14 October, 2007

Taking the Bait

Some time ago, Tom Goodfellow baited me with a post on what you could call the antitheist movement. How do I know he was baiting me? Well the post was entitled “ADHD comment bait”. This was his position:

I've been loving the atheist/anti-religion movement stuff thats been going on recently. My hero in the, ahem, crusade, is the splendidly cantankerous Christopher Hitchens. Indeed he has converted me from being an atheist into being an antitheist.
In essence, this means that not only does God not exist but I am glad he doesn't. God is a tyrannical figure who knows not only my action but my every thought, who judges me on those actions and thoughts, and who condemns me to an eternity of unimaginable torture and misery if those actions and thoughts do not accord with his arbitrary wishes...but he loves me. Hmm.
By contrast, the wonderful Richard Dawkins is something of a Professor Yaffle figure (to use Charlie Brooker's hilarious comparison) but I love this uncharacteristically startling moment from the interesting Beyond Belief symposium:


Well, let me start by saying that I like what he has to say. Despite being a theist myself I am always questioning they whys and the whatthehells, so the fact that others ask questions is to me a good thing. In fact I find I have more in common with an antitheist who has arrived at their conclusion with thought and consideration (or perhaps even fear and trembling) than with someone who sticks a fish sticker on their bumper bar but has in fact invested minimal time and/or effort into actually thinking about why they call themselves Christian and what they actually believe about God(s).
I can understand something more of the antitheist position, the hatred of God (if he exists) because there is an awful lot in this world to be unhappy with and there is an awful lot in the Bible which seems to be completely and utterly at odds with logical, companionate or even rational thinking.
Let me therefore say that I am not (nor ever have been) a traditional, fundamental, unquestioning or otherwise stiff necked Christian.
I don’t like Paul and I don’t like his writing (although sometimes I think what I don't like is what people have done with his writings).
I am not sure that the current cannon of scripture is infallible or even complete.
I don’t believe that the Bible is literal. (well not all of it)
I don’t accept that the gospels are necessarily (100% accurate/complete) eyewitness accounts.
I don’t believe in an interventionist God.
But I know, darling, that you do
But if I did I would kneel down and ask Him
Whoops, I lost my train of thought there for a minute.

What I think though is that there is enough in there to make me convinced that I shouldn’t dismiss the idea of a deity. Plus as an added bonus, I like that Jesus guy and what he had to say (or at least as much of what he had to say as filtered down through history by a lot of old men with a particular agenda they wanted to push).

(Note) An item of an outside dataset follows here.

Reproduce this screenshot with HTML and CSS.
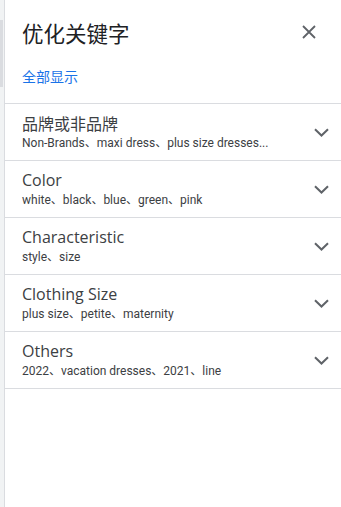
FILE: index.html
```html
<!DOCTYPE html>
<html lang="zh">
<head>
<meta charset="utf-8">
<link rel="stylesheet" href="styles.css">
</head>
<body>
<div class="page">
  <div class="rail"><div class="thumb"></div></div>
  <div class="panel">
    <div class="header">
      <h1 class="title">优化关键字</h1>
      <button class="close" aria-label="close">
        <svg width="14" height="14" viewBox="0 0 14 14"><path d="M1 1L13 13M13 1L1 13" stroke="#5f6368" stroke-width="1.8" fill="none"/></svg>
      </button>
    </div>
    <div class="showall">全部显示</div>
    <div class="list">
      <div class="row">
        <div class="text"><div class="name cjk">品牌或非品牌</div><div class="sub">Non-Brands、maxi dress、plus size dresses...</div></div>
        <svg class="chev" width="15" height="9" viewBox="0 0 15 9"><path d="M1 1.2L7.5 7.5L14 1.2" stroke="#5f6368" stroke-width="2" fill="none"/></svg>
      </div>
      <div class="row">
        <div class="text"><div class="name">Color</div><div class="sub">white、black、blue、green、pink</div></div>
        <svg class="chev" width="15" height="9" viewBox="0 0 15 9"><path d="M1 1.2L7.5 7.5L14 1.2" stroke="#5f6368" stroke-width="2" fill="none"/></svg>
      </div>
      <div class="row">
        <div class="text"><div class="name">Characteristic</div><div class="sub">style、size</div></div>
        <svg class="chev" width="15" height="9" viewBox="0 0 15 9"><path d="M1 1.2L7.5 7.5L14 1.2" stroke="#5f6368" stroke-width="2" fill="none"/></svg>
      </div>
      <div class="row">
        <div class="text"><div class="name">Clothing Size</div><div class="sub">plus size、petite、maternity</div></div>
        <svg class="chev" width="15" height="9" viewBox="0 0 15 9"><path d="M1 1.2L7.5 7.5L14 1.2" stroke="#5f6368" stroke-width="2" fill="none"/></svg>
      </div>
      <div class="row">
        <div class="text"><div class="name">Others</div><div class="sub">2022、vacation dresses、2021、line</div></div>
        <svg class="chev" width="15" height="9" viewBox="0 0 15 9"><path d="M1 1.2L7.5 7.5L14 1.2" stroke="#5f6368" stroke-width="2" fill="none"/></svg>
      </div>
    </div>
  </div>
</div>
</body>
</html>
```
FILE: styles.css
```css
html, body { margin: 0; padding: 0; background: #fff; }
body { font-family: Roboto, "Noto Sans CJK SC", sans-serif; }
.page { display: flex; height: 507px; }
.rail { width: 4px; background: #f1f3f4; border-right: 1px solid #dadce0; padding-top: 20px; box-sizing: content-box; }
.thumb { width: 3px; height: 67px; background: #dadce0; }
.panel { flex: 1; display: flex; flex-direction: column; }
.header { display: flex; align-items: center; justify-content: space-between; padding: 19px 20px 0 17px; height: 28px; }
.title { margin: 0; font-family: "Noto Sans CJK SC", sans-serif; font-weight: 400; font-size: 21.5px; color: #202124; line-height: 28px; }
.close { border: 0; background: none; padding: 0; width: 24px; height: 24px; display: flex; align-items: center; justify-content: center; margin-top: -2px; }
.showall { padding: 0 17px; margin-top: 21px; height: 35px; font-family: "Noto Sans CJK SC", sans-serif; font-size: 14px; line-height: 17px; color: #1a73e8; }
.list { border-top: 1px solid #dadce0; }
.row { display: flex; align-items: center; justify-content: space-between; height: 56px; border-bottom: 1px solid #dadce0; padding: 0 12px 0 17px; }
.text { display: flex; flex-direction: column; }
.name { font-family: "Open Sans", Roboto, sans-serif; font-size: 16px; line-height: 20px; color: #3c4043; }
.name.cjk { font-family: "Noto Sans CJK SC", sans-serif; }
.sub { font-size: 12px; line-height: 16px; color: #3c4043; margin-top: 2px; }
```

I don’t accept a literal seven day creation (although I don’t care enough to argue about it anymore). I’m happy to accept scientific rationalism in relation to the size of the universe, the evolution of life, the psychology of the human mind…
But that still doesn’t convince me that we can ever understand everything or quantify everything. Mayhap it is fuzzy thinking, but there are more things on heaven and earth Tom than are dreamt of in your philosophy. There is enough in the writings of Paul Tillich and Soren Kierkegaard (and their contemporary counterparts) to keep me tied to my theistic ways and to make me see hope for the future of critical Christian thinking outside the pull of the ridiculous American Christian Right and their political agendas masquerading as Christianity.

Well, I'm loosing my train of thought at the moment,
so I will end this rambling post in pre-conclusion mode and see about amending it later.

1 comment:

Tom Goodfellow said...

Any post that references both Hamlet and Nick Cave is alright with me. "Into My Arms" was M&I's first dance at our wedding. Sigh.

In fact, I agree with virtually all of what you've written here. This is largely because you spend most of it listing what you don't believe in, all of which I don't believe in either.

I also concur that in many ways it is the process of thinking is more important than the conclusions reached. "It's not what you think, it's how you think" to quote...Christopher Hitchens.

You say “But that still doesn’t convince me that we can ever understand everything or quantify everything”. Probably true, but I think it is a noble thing to try and that is where humanity really fulfils itself. I find it wondrous that we have discovered some of the truth about evolution, cosmology, music etc. Surely it is more awe-inspiring to understand something of the processes that bring these phenomena about and try to discover more than to simply shrug and say “God did it”.

Ultimately this always comes down to a simple First Cause argument – if God created everything, what created God? You may be able to take his existence on faith, whereas I accept nothing on faith. I demand empirical evidence, as I do for any other assertion of fact.